Question: Is Hold Person a Cleric Spell?
Answer: Yes, this spell is on the cleric spell list.
Question: Do You Get Advantage on Hold Person?
Answer: Once you’ve paralyzed your enemy, all attack rolls against them are made with advantage, and attacks made within 5 feet that hit score a critical hit.
Question: Is Hold Person a Good Spell?
Answer: Hold Person can be an incredibly powerful spell to take. You’ll need to make sure you follow it up with at least one attack and at higher levels, you might not encounter the many humanoid enemies.
In this case, you’ll want to swap it out for something else. Clerics and druids are able to change out their entire spell list, making this much easier for them.
Question: Does Hold Person Stop Rage?
Answer: The barbarian’s rage ends if they fall unconscious or if you have not Been Attacked or Attacked. Hold Person stops you from attacking. However, if you are attacked and take damage, your rage continues.

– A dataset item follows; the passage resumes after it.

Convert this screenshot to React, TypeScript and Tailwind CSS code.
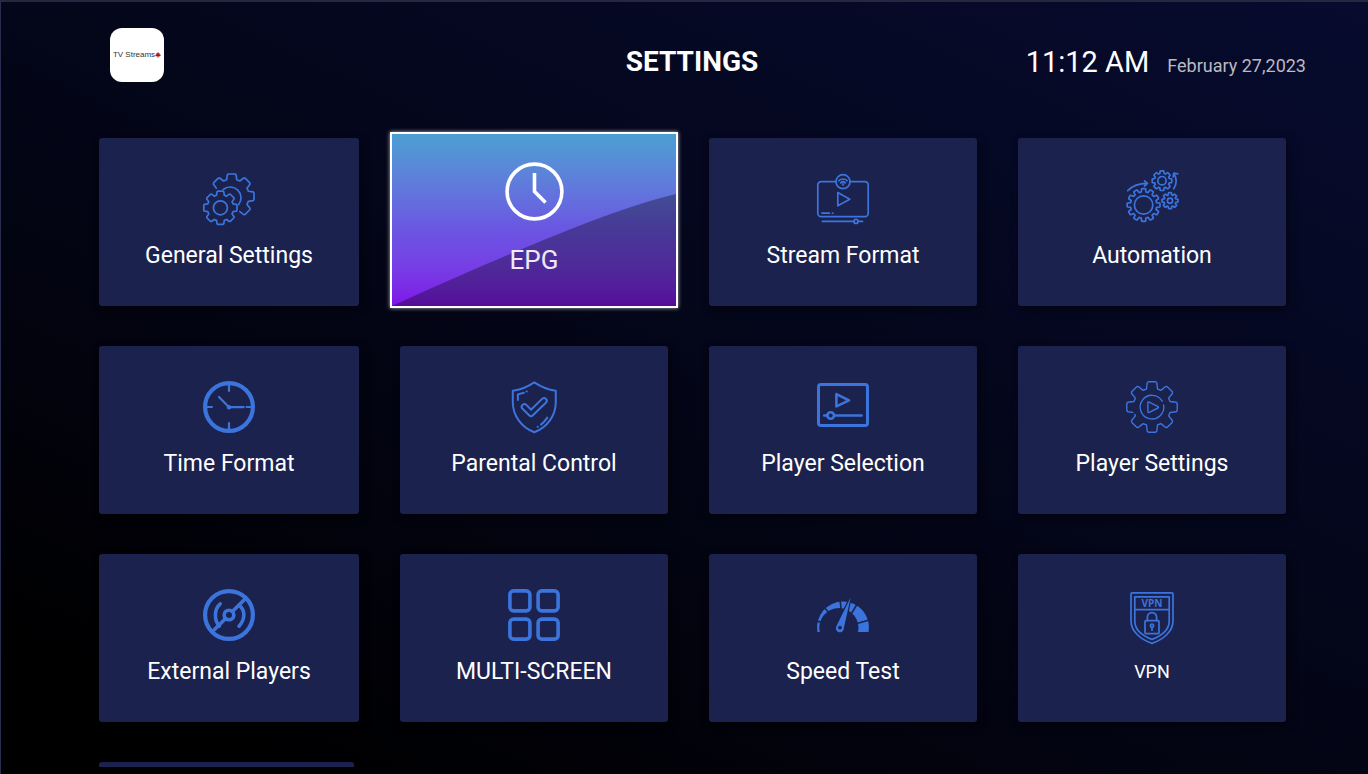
import type { ReactNode } from "react";
import clsx from "clsx";

const BLUE = "#3b74dc";
const CARD = "#1c224e";

// Outline of a gear; pass `from` and `count` to draw only some of the teeth.
function gear(
  cx: number,
  cy: number,
  outer: number,
  root: number,
  teeth: number,
  half: number,
  from = 0,
  count = teeth,
) {
  const points: string[] = [];
  for (let i = from; i < from + count; i++) {
    const a = (i / teeth) * Math.PI * 2 - Math.PI / 2;
    const corners = [
      [root, -half * 1.15],
      [outer - half * 0.2, -half],
      [outer, -half * 0.75],
      [outer, half * 0.75],
      [outer - half * 0.2, half],
      [root, half * 1.15],
    ];
    for (const [r, t] of corners) {
      const x = cx + r * Math.cos(a) - t * Math.sin(a);
      const y = cy + r * Math.sin(a) + t * Math.cos(a);
      points.push(`${x.toFixed(2)} ${y.toFixed(2)}`);
    }
  }
  return `M${points.join("L")}${count === teeth ? "Z" : ""}`;
}

function Icon({
  children,
  width = 1.7,
  viewBox = "0 0 52 52",
}: {
  children: ReactNode;
  width?: number;
  viewBox?: string;
}) {
  return (
    <svg
      viewBox={viewBox}
      className="size-13 shrink-0 overflow-visible"
      fill="none"
      stroke={BLUE}
      strokeWidth={width}
      strokeLinecap="round"
      strokeLinejoin="round"
      aria-hidden="true"
    >
      {children}
    </svg>
  );
}

const GeneralIcon = () => (
  <Icon>
    <path d={gear(28.7, 23.3, 22.3, 16.6, 8, 4.4, -1, 5)} />
    <path d="M20.3 16.5A10.8 10.8 0 0 1 35.6 31.6" />
    <path d={gear(17.4, 34.8, 16.6, 12.6, 8, 3.4)} />
    <circle cx="17.4" cy="34.8" r="7" />
  </Icon>
);

const EpgIcon = () => (
  <svg
    viewBox="0 0 59 59"
    className="size-[59px] shrink-0"
    fill="none"
    stroke="white"
    strokeWidth="3.6"
    aria-hidden="true"
  >
    <circle cx="29.5" cy="29.5" r="27.4" />
    <path d="M29.5 11V29.5L40.5 40.5" />
  </svg>
);

const StreamIcon = () => (
  <Icon>
    <path d="M19 8.7H4.2a3.4 3.4 0 0 0-3.4 3.4v28.2a3.4 3.4 0 0 0 3.4 3.4h43.6a3.4 3.4 0 0 0 3.4-3.4V12.1a3.4 3.4 0 0 0-3.4-3.4H33" />
    <circle cx="26" cy="8.7" r="7" />
    <path d="M21.9 7.6a6 6 0 0 1 8.2 0M23.7 9.8a3.4 3.4 0 0 1 4.6 0" />
    <circle cx="26" cy="11.6" r="0.4" />
    <path d="M20.8 19.6v13.2L32.8 26.2Z" />
    <path d="M5 40.2h7.3M15.4 40.2h.4M5.4 48.4h31.4M41.2 48.4h4.3" />
    <circle cx="39" cy="48.4" r="2" />
  </Icon>
);

const AutomationIcon = () => (
  <Icon viewBox="0 3 52 52">
    <path d={gear(17.6, 35, 16.4, 13, 12, 2)} />
    <circle cx="17.6" cy="35" r="9.2" />
    <path d={gear(36, 10.7, 9.8, 7.2, 8, 1.9)} />
    <circle cx="36" cy="10.7" r="4.2" />
    <path d={gear(44, 30.7, 8, 5.8, 8, 1.5)} />
    <circle cx="44" cy="30.7" r="2.6" />
    <path d="M1.7 20.6Q9 13.4 21 13.4M18.5 11l3 2.4-3 2.6" />
    <path d="M47.7 18.8Q52.6 11 48 3.6M47.2 7l.6-4 4 .8" />
  </Icon>
);

const TimeIcon = () => (
  <Icon width={2.2}>
    <circle cx="26" cy="26" r="23.9" strokeWidth="4.2" />
    <path d="M26 4v6M26 42v6M4 26h5M43.6 26H48M16 16l10 10.2h14.6" />
    <circle cx="26" cy="26.3" r="1.2" fill={BLUE} />
  </Icon>
);

const ParentalIcon = () => (
  <Icon width={2}>
    <path d="M26.3 1.4C20 5.6 13 8.8 4.8 9.8v11.4c0 13.6 9 25.4 21.5 30 12.5-4.6 21.5-16.4 21.5-30V9.8C39.6 8.8 32.6 5.6 26.3 1.4Z" />
    <path d="M16.4 25.8l6.6 6.6 13-12.6" strokeWidth="7.4" />
    <path d="M16.4 25.8l6.6 6.6 13-12.6" strokeWidth="3.4" stroke={CARD} />
    <path d="M9.9 19v-5.6l6-1.7M18.6 10.4h.2M39.3 36.6q-2.6 4-6.3 7M29.6 45.8h.2" />
  </Icon>
);

const PlayerSelectionIcon = () => (
  <Icon width={2.6}>
    <rect x="1.5" y="3.6" width="49" height="40.8" rx="2.4" strokeWidth="3" />
    <path d="M19.4 13.2v12.2l12.6-6.1Z" />
    <path d="M7.2 34.5h3M17.4 34.5h27.2" />
    <circle cx="13.7" cy="34.5" r="3.3" />
  </Icon>
);

const PlayerSettingsIcon = () => (
  <Icon width={1.4}>
    <path
      d={gear(26, 26, 25.2, 18, 8, 4.8)}
      pathLength="100"
      strokeDasharray="74 1.6 100"
    />
    <path d="M36.2 20.2A11.8 11.8 0 1 0 37.6 24" />
    <path d="M21.9 21.8v8.8q0 1.4 1.3.8l8.8-4.4q1-.7 0-1.4l-8.8-4.5q-1.3-.6-1.3.7Z" />
  </Icon>
);

const ExternalIcon = () => (
  <Icon width={3.6}>
    <circle cx="26" cy="26" r="23.9" strokeWidth="4.2" />
    <path d="M11.3 40.7L22.6 29.4M29.4 22.6L41.5 10.5" />
    <circle cx="26" cy="26" r="4.8" />
    <path d="M17.2 14.8Q12.4 19 12.4 26T16.4 37M36.4 16.4Q40.8 20 40.8 26T36 37.2" />
  </Icon>
);

const MultiScreenIcon = () => (
  <Icon width={3.6}>
    <rect x="1.9" y="1.9" width="20" height="20" rx="3.6" />
    <rect x="30.1" y="1.9" width="20" height="20" rx="3.6" />
    <rect x="1.9" y="30.1" width="20" height="20" rx="3.6" />
    <rect x="30.1" y="30.1" width="20" height="20" rx="3.6" />
  </Icon>
);

const SpeedIcon = () => (
  <Icon>
    <path
      d="M.4 43A26 26 0 1 1 51.6 43H41A19.6 19.6 0 1 0 2.8 43Z"
      fill={BLUE}
      stroke="none"
    />
    <path
      d="M26 38.6L-2 31.6M26 38.6L4 15M26 38.6L23 10M26 38.6L42 12M26 38.6L54 30.6"
      stroke={CARD}
      strokeWidth="1.6"
      strokeLinecap="butt"
    />
    <path
      d="M33.6 8.4L19.2 37.6a4 4 0 1 0 7.6 1.8Z"
      fill={BLUE}
      stroke={CARD}
      strokeWidth="2.4"
      paintOrder="stroke"
    />
    <circle cx="23" cy="38.6" r="1.9" fill={CARD} stroke="none" />
  </Icon>
);

const VpnIcon = () => (
  <Icon viewBox="0 -3 52 52">
    <path d="M6.2.9h39.6q1.2 0 1.2 1.2V29c0 10.6-10 18.6-21 22.4C15 47.6 5 39.6 5 29V2.1Q5 .9 6.2.9Z" />
    <path d="M8.8 4.8h34.4V29c0 9-8.2 15-17.2 18.4C17 44 8.8 38 8.8 29ZM8.8 17.7h34.4" />
    <text
      x="26"
      y="15"
      textAnchor="middle"
      className="font-['Open_Sans',sans-serif] text-[10px] font-bold"
      fill={BLUE}
      stroke="none"
    >
      VPN
    </text>
    <rect x="19" y="28.6" width="14" height="13" rx="1" />
    <path d="M21.4 28.4v-3.2a4.6 4.6 0 0 1 9.2 0v3.2M26 35.6v2.6" />
    <circle cx="26" cy="33.8" r="1.6" />
  </Icon>
);

const settings = [
  { label: "General Settings", icon: GeneralIcon },
  { label: "EPG", icon: EpgIcon, focused: true },
  { label: "Stream Format", icon: StreamIcon },
  { label: "Automation", icon: AutomationIcon },
  { label: "Time Format", icon: TimeIcon },
  { label: "Parental Control", icon: ParentalIcon },
  { label: "Player Selection", icon: PlayerSelectionIcon },
  { label: "Player Settings", icon: PlayerSettingsIcon },
  { label: "External Players", icon: ExternalIcon },
  { label: "MULTI-SCREEN", icon: MultiScreenIcon },
  { label: "Speed Test", icon: SpeedIcon },
  { label: "VPN", icon: VpnIcon, small: true },
];

function FocusedCard({ label, icon: Glyph }: (typeof settings)[number]) {
  return (
    <button
      type="button"
      className="relative -mx-2.5 -mt-1.5 -mb-0.5 flex flex-col items-center border-2 border-white bg-linear-to-b from-[#4a9fd2] via-[#6a56e2] via-55% to-[#8010e8] pt-7 text-white shadow-[0_0_4px_rgba(255,255,255,0.7)]"
    >
      {/* Shaded hill behind the label */}
      <svg
        viewBox="0 0 286 172"
        preserveAspectRatio="none"
        className="absolute inset-0 size-full"
        aria-hidden="true"
      >
        <path d="M0 172C120 118 225 74 286 60V172Z" fill="#000" opacity="0.33" />
      </svg>
      <span className="relative flex flex-col items-center gap-[23px]">
        <Glyph />
        <span className="text-[26px] leading-8 text-white/90">{label}</span>
      </span>
    </button>
  );
}

function SettingCard({ label, icon: Glyph, small }: (typeof settings)[number]) {
  return (
    <button
      type="button"
      className="flex flex-col items-center gap-[15px] rounded-[3px] bg-[#1c224e] pt-[35px] text-white shadow-[2px_3px_8px_rgba(0,0,0,0.5)]"
    >
      <Glyph />
      <span className={clsx("leading-8", small ? "text-lg" : "text-[23px]")}>
        {label}
      </span>
    </button>
  );
}

function Logo() {
  return (
    <div className="ml-8 flex size-[54px] items-center justify-center rounded-xl bg-white">
      <span className="font-['Liberation_Sans',sans-serif] text-[8px] whitespace-nowrap text-[#333]">
        TV Streams
      </span>
      <svg
        viewBox="0 0 10 10"
        className="size-1.5 shrink-0"
        fill="#b01010"
        aria-hidden="true"
      >
        <path d="M5 0l1.5 2.5L8 2l-.4 2.5H10L8.5 7l-3 .5V10h-1V7.5L1.5 7 0 4.5h2.4L2 2l1.5.5Z" />
      </svg>
    </div>
  );
}

export default function App() {
  return (
    <div className="flex h-screen flex-col overflow-hidden border-t-2 border-l border-t-[#26283f] border-l-[#2b2d50] bg-[linear-gradient(205deg,#070b2e,#04061a_45%,#000_92%)] pb-[7px] font-['Roboto',sans-serif]">
      <header className="grid shrink-0 grid-cols-[1fr_auto_1fr] pt-[26px] pr-[62px] pl-[77px]">
        <Logo />
        <h1 className="pt-4 text-[28px] leading-9 font-bold text-white">
          SETTINGS
        </h1>
        <div className="flex items-baseline justify-end gap-[18px] pt-4 leading-9">
          <span className="text-[29px] text-white">11:12 AM</span>
          <span className="text-lg leading-9 text-[#b9bac2]">
            February 27,2023
          </span>
        </div>
      </header>

      <main className="min-h-0 flex-1 overflow-hidden pt-[54px] pr-[82px] pl-[98px]">
        <div className="grid auto-rows-[168px] grid-cols-[260fr_268fr_268fr_268fr] gap-x-[41px] gap-y-10">
          {settings.map((item) =>
            item.focused ? (
              <FocusedCard key={item.label} {...item} />
            ) : (
              <SettingCard key={item.label} {...item} />
            ),
          )}
          <div className="mr-[5px] rounded-[3px] bg-[#1c224e]" />
        </div>
      </main>
    </div>
  );
}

Question: Can You Talk with Hold Person?
Answer: No. A paralyzed creature cannot move or speak.
Hold Person 5e Guide: Summary
Hold Person is a 2nd level spell available to many spellcasters in D&D 5e. You target a creature who makes a Wisdom saving throw against your spell save DC. If they succeed, nothing happens. If they fail, they are paralyzed.
While paralyzed, they lose concentration, are incapacitated, and cannot move or speak. All attacks against them are made with advantage and attacks made within 5 feet that hit score a critical hit. The target gets to repeat the saving throw at the end of each of their turns.
By itself, this spell can take a creature out of combat for at least one round. However, if you follow this spell up with a sneak attack, action arises, or smite, you can deal an absurd amount of damage in one round. Target powerful enemies and kill them in the first round of combat. Just pray that they don’t have Counterspell.